International Money Manipulation, Politics, Policy
There is a quiet economic change that has greater impact upon the financial fortunes of Americans than the war, the deficit, and the bad economy combined. It has happened in large measure due to anger of the international world at the Bush Administration and the perception that Bush is a war monger, not interested in cooperating with the family of nations.
The first strike against the dollar took place over a year ago by of all nations, Iraq. Iraq had been holding dollars in its foreign reserve accounts, these dollars largely gained by the sale of petroleum. Iraq, in a move that brought great concern to members of the Federal Reserve in New York, gave instructions that $10 Billion dollars should be sold and converted into Euros. This transfer was during a time that the Euro had been struggling to compete with the U.S. dollar and symbolically to allow the European Union to compete economically with the United States economy. The dollar immediately dropped in value, while the Euro increased in value.
Subsequently, the United States followed a policy that increasingly ignored and seemed to insult and inflame leaders of other nations. The Europeans were particularly incensed when Bush refused to sign the Kyoto accords on the environment, accords that had been negotiated by the world through years of thoughtful design and compromise. Bush’s comment that “trees cause more pollution and should be removed” was seen as an example of his lack of grasp or appreciation for environmental issues. Then the U.S.A. seemed to ignore the United Nations, when 95% of U.N. members spoke against an impending war with Iraq. Furthermore while U.S. wars with Afghanistan and Iraq proceeded and Israel continued to bomb and destroy Palestinian homes in violation of United Nations accords the Islamic world and many nations in Europe began to convert Dollars into Euros in quiet, but effective protest.
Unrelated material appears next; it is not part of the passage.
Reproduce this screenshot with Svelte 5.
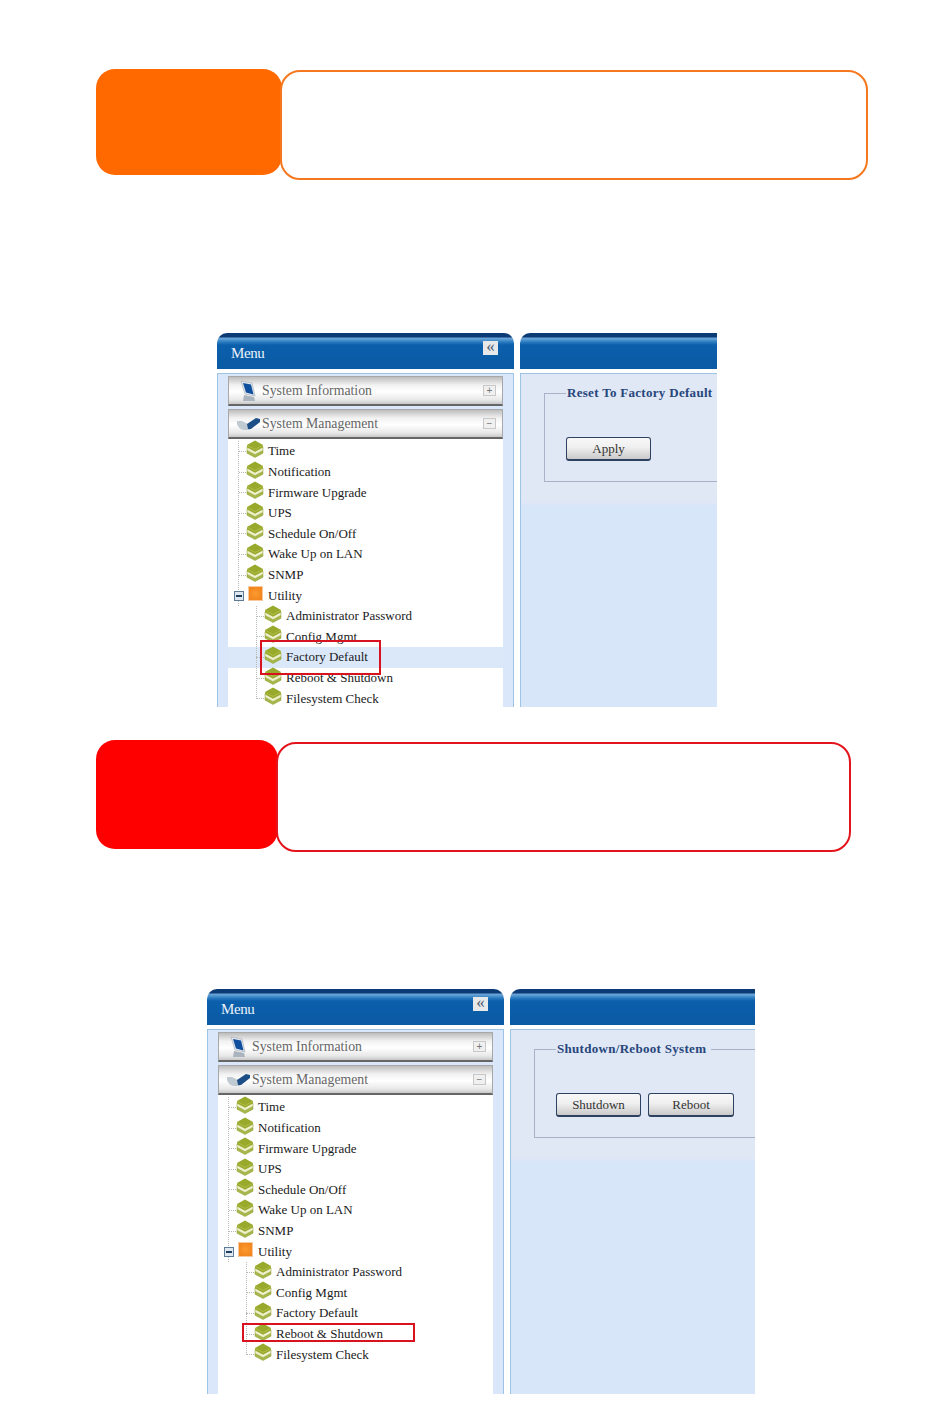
<script lang="ts">
    const topItems = ["Time", "Notification", "Firmware Upgrade", "UPS", "Schedule On/Off", "Wake Up on LAN", "SNMP"];
    const utilityItems = ["Administrator Password", "Config Mgmt", "Factory Default", "Reboot & Shutdown", "Filesystem Check"];
</script>

{#snippet stack()}
    <svg class="stack" viewBox="0 0 18 18" aria-hidden="true">
        <path d="M1 10.500 9 14.800l8-4.300v2.700l-8 4.300-8-4.300z" fill="#a8b84a" stroke="#8d9e30" stroke-width=".5" />
        <path d="M1 7 9 11.300 17 7v3.300l-8 4.300-8-4.300z" fill="#eef1cc" stroke="#9aaa3c" stroke-width=".6" />
        <path d="M9 .6 17 5v2.200l-8 4.300-8-4.300V5z" fill="#98a92c" />
        <path d="M1 5.200 9 9.500l8-4.300" fill="none" stroke="#b7c558" stroke-width=".7" />
    </svg>
{/snippet}

{#snippet shot(variant: string, legend: string, buttons: string[], selected: string)}
    <div class="shot {variant}">
        <div class="panel side">
            <div class="head">
                <span class="head-title">Menu</span>
                <span class="collapse">«</span>
            </div>
            <div class="body menu">
                <div class="accordion">
                    <svg class="acc-icon" viewBox="0 0 18 22" aria-hidden="true">
                        <path d="M2 1l11 2 3 13-10-2z" fill="#e4e8ee" stroke="#a8b2bc" stroke-width=".7" />
                        <path d="M4 3l8 1.500 2.500 10-7.500-2z" fill="#0e4f9e" />
                        <path d="M5 15l10 2 1 4H4z" fill="#aab4be" />
                    </svg>
                    <span>System Information</span>
                    <span class="sign">+</span>
                </div>
                <div class="accordion open">
                    <svg class="acc-icon" viewBox="0 0 26 18" aria-hidden="true">
                        <path d="M1 6h5l8 4v5H8C5 15 2 12 1 9z" fill="#c0cad3" />
                        <path d="M11 9l9-6 4 1v3l-9 7h-3z" fill="#1c4f86" />
                    </svg>
                    <span>System Management</span>
                    <span class="sign">−</span>
                </div>
                <div class="tree">
                    <ul class="branch">
                        {#each topItems as item (item)}
                            <li class="row">
                                <span class="tick"></span>
                                {@render stack()}
                                <span>{item}</span>
                            </li>
                        {/each}
                        <li class="row utility">
                            <span class="minus"></span>
                            <span class="folder"></span>
                            <span>Utility</span>
                        </li>
                    </ul>
                    <ul class="branch nested">
                        {#each utilityItems as item (item)}
                            <li class="row" class:selected={item === selected}>
                                <span class="tick"></span>
                                {@render stack()}
                                <span>{item}</span>
                            </li>
                        {/each}
                    </ul>
                </div>
            </div>
        </div>
        <div class="panel main">
            <div class="head"></div>
            <div class="body content">
                <fieldset>
                    <legend>{legend}</legend>
                    <div class="buttons">
                        {#each buttons as label (label)}
                            <button class:wide={label === "Reboot"}>{label}</button>
                        {/each}
                    </div>
                </fieldset>
            </div>
        </div>
        <span class="mark"></span>
    </div>
{/snippet}

<div class="page">
    <div class="callout orange">
        <div class="tag"></div>
        <div class="box"></div>
    </div>

    {@render shot("first", "Reset To Factory Default", ["Apply"], "Factory Default")}

    <div class="callout red">
        <div class="tag"></div>
        <div class="box"></div>
    </div>

    {@render shot("second", "Shutdown/Reboot System", ["Shutdown", "Reboot"], "")}
</div>

<style>
    :global(body) {
        margin: 0;
        background: #fff;
    }

    .page {
        height: 1420px;
        padding-top: 69px;
        box-sizing: border-box;
        font-family: "Liberation Serif", serif;
        overflow: hidden;
    }

    .callout {
        display: flex;
        align-items: flex-start;
        margin-left: 96px;
        height: 111px;
    }

    .tag {
        flex: none;
        border-radius: 19px;
    }

    .box {
        flex: none;
        box-sizing: border-box;
        margin-top: 1px;
        margin-left: -2px;
        height: 110px;
        background: #fff;
        border-radius: 20px;
    }

    .orange .tag {
        width: 186px;
        height: 106px;
        background: #ff6900;
    }

    .orange .box {
        width: 588px;
        border: 2px solid #f5781e;
    }

    .red {
        margin-top: 33px;
    }

    .red .tag {
        width: 182px;
        height: 109px;
        background: #ff0000;
    }

    .red .box {
        width: 575px;
        margin-top: 2px;
        margin-left: -2px;
        border: 2px solid #e4141c;
    }

    .shot {
        position: relative;
        display: flex;
        gap: 6px;
        overflow: hidden;
    }

    .first {
        width: 500px;
        height: 374px;
        margin: 153px 0 0 217px;
    }

    .second {
        width: 548px;
        height: 405px;
        margin: 138px 0 0 207px;
    }

    .panel {
        display: flex;
        flex-direction: column;
    }

    .side {
        flex: none;
        width: 297px;
    }

    .main {
        flex: 1;
    }

    .head {
        flex: none;
        display: flex;
        align-items: center;
        justify-content: space-between;
        box-sizing: border-box;
        height: 36px;
        padding: 4px 16px 0 14px;
        border-radius: 10px 10px 0 0;
        background: linear-gradient(#0c3a74 0 4px, #6ba4d8 5px, #62a0d6 6px, #2a7cc0 9px, #0b5fab 12px, #0a5aa4 100%);
    }

    .main .head {
        border-radius: 10px 0 0 0;
    }

    .head-title {
        color: #eaf2fb;
        font-size: 15px;
        letter-spacing: -0.4px;
    }

    .collapse {
        display: block;
        width: 15px;
        height: 14px;
        margin-top: -10px;
        background: #e6e8ea;
        color: #4a5c70;
        font-size: 17px;
        line-height: 11px;
        text-align: center;
    }

    .body {
        flex: 1;
        box-sizing: border-box;
        margin-top: 4px;
        border: 1px solid #9cc4e4;
        border-width: 1px 0 0 1px;
        background: #dae7fa;
    }

    .menu {
        padding: 2px 10px 0;
        border-right: 1px solid #9cc4e4;
    }

    .accordion {
        display: flex;
        align-items: center;
        box-sizing: border-box;
        height: 30px;
        margin-bottom: 3px;
        padding: 0 6px 0 33px;
        position: relative;
        border: 1px solid #a8a8a8;
        border-bottom: 2px solid #666;
        background: linear-gradient(#bdbdbd, #f2f2f2 30%, #fff 55%, #e8e8e8 85%, #c8c8c8);
        color: #666;
        font-size: 13.8px;
    }

    .accordion.open {
        margin-bottom: 0;
    }

    .acc-icon {
        position: absolute;
        left: 10px;
        top: 3px;
        width: 18px;
        height: 22px;
    }

    .open .acc-icon {
        left: 7px;
        top: 5px;
        width: 26px;
        height: 18px;
    }

    .sign {
        box-sizing: border-box;
        width: 13px;
        height: 11px;
        margin-left: auto;
        border: 1px solid #c8c8c8;
        background: #f0f0f0;
        color: #777;
        font-family: "Liberation Sans", sans-serif;
        font-size: 10px;
        line-height: 9px;
        text-align: center;
    }

    .tree {
        height: 100%;
        padding-top: 2.2px;
        background: #fff;
    }

    ul {
        list-style: none;
        margin: 0;
        padding: 0;
    }

    .branch {
        margin-left: 10px;
        border-left: 1px dotted #b4bab4;
    }

    .nested {
        position: relative;
        margin-left: 0;
        padding-left: 28px;
        border-left: 0;
    }

    .nested::before {
        content: "";
        position: absolute;
        left: 28px;
        top: 0;
        bottom: 10px;
        border-left: 1px dotted #b4bab4;
    }

    .row {
        display: flex;
        align-items: center;
        height: 20.6px;
        color: #1a1a1a;
        font-size: 13px;
        white-space: nowrap;
    }

    .tick {
        flex: none;
        width: 7px;
        border-top: 1px dotted #b4bab4;
    }

    .nested .tick {
        width: 8px;
    }

    .stack {
        flex: none;
        width: 18px;
        height: 18px;
        margin: -5px 4px 0 0;
    }

    .selected {
        margin-left: -28px;
        padding-left: 28px;
        background: #dbe8fa;
    }

    .utility {
        margin-left: -5px;
    }

    .minus {
        flex: none;
        box-sizing: border-box;
        width: 10px;
        height: 10px;
        margin: 1px 4px 0 0;
        border: 1px solid #5d7a96;
        background: linear-gradient(#1f3f5f, #1f3f5f) center / 6px 2px no-repeat, #dfe8f0;
    }

    .folder {
        flex: none;
        width: 15px;
        height: 15px;
        margin: -4px 5px 0 0;
        border: 1px solid #f6c9a0;
        box-sizing: border-box;
        background: radial-gradient(#fb9a30, #f0801a);
    }

    .content {
        padding: 11px 0 0 23px;
        background: linear-gradient(#e0e7f5 0 128px, #d8e6fa 132px);
    }

    fieldset {
        box-sizing: border-box;
        width: 100%;
        height: 97px;
        margin: 0;
        padding: 0 0 0 21px;
        border: 1px solid #a9b3c8;
        border-right: 0;
    }

    legend {
        padding: 0 5px 0 1px;
        color: #27467c;
        font-size: 13px;
        font-weight: bold;
        letter-spacing: 0.3px;
        white-space: nowrap;
    }

    .buttons {
        display: flex;
        gap: 7px;
        padding-top: 36px;
    }

    button {
        box-sizing: border-box;
        width: 85px;
        height: 24px;
        padding: 0;
        border: 1px solid #2c4260;
        border-bottom-width: 2px;
        border-radius: 3px;
        background: linear-gradient(#f8f8f8, #efefef 45%, #c9c9c9);
        color: #333;
        font-family: "Liberation Serif", serif;
        font-size: 13px;
    }

    button.wide {
        width: 86px;
    }

    .mark {
        position: absolute;
        box-sizing: border-box;
        border: 2px solid #d9121f;
    }

    .first .mark {
        left: 43px;
        top: 307px;
        width: 121px;
        height: 35px;
    }

    .second .mark {
        left: 35px;
        top: 334px;
        width: 173px;
        height: 19px;
    }
</style>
Now for the first time in history, the Euro is a stronger currency than the dollar. Most Americans don’t realize that one of the ways that America has “financed” its economy over the past 20 years (in spite of losing industrial power and blue collar jobs in mass) is that it has always been able to rely upon the nations of the world to hold American dollars in their reserve accounts. This has allowed the United States to finance its economy, function with major deficits and survive with low interest rates even when the economy has been weak.
Now, the dollar is on the run. A lower dollar has enormous implications for American business and for Americans. When Americans travel abroad they will find that it is much more expensive for them to travel, to eat and to shop. They will find that the dollar no longer is as desirable as it was. Americans will find that almost everything they buy will be more expensive and that their monthly budgets are somehow more difficult than ever.
American corporations will find that when they go to purchase raw materials, such as steel for building cars and bridges, that the cost is far higher. Americans, who import some 80% of their consumer goods, will find that everything they import is now substantially more expensive. Everything from computers, to toys, cameras, shoes, shirts, lawn mowers and even the gasoline for their cars, is higher because of this shift away from the dollar. On the other hand, the shift makes American farms, companies and property easier for foreign investors to come in and pick off. Thus the economic ownership and power of the United States becomes diluted as foreign investors buy us at bargain prices.
Many economic observers believe that this is a weapon that nations such as Saudi Arabia, Mexico, Syria, Iran, Korea, India, Russia, Germany, France, and even Canada have utilized to register a growing dislike of the United States domination of the world.
While the Bush Administration hopes that its control of Iraq's oil will now enable it to use influence to force nations to purchase oil with dollars, the practical fact is that nations in mass are now selling off dollars to "hedge" their bets. Our friends, who have kept dollars, have lost billions of dollars during the recent declines due to their loyalty to the United States.
So the photo on this page that was published by India's most popular magazine depicted "dubya" with fangs and horns illustrating Bush as a War Monger may seem humorous, but economically it may have a serious side, very costly to the American people. If people the world over have such hostility and anger to his "unilateral" attitude on policy, especially his penchant for using wars and invasions to impact international trends…it could be that they could permanently cripple the U.S. economy by transferring to Euros. And in the process establish the new United Europe as a power that can effectively compete and take jobs away from the USA.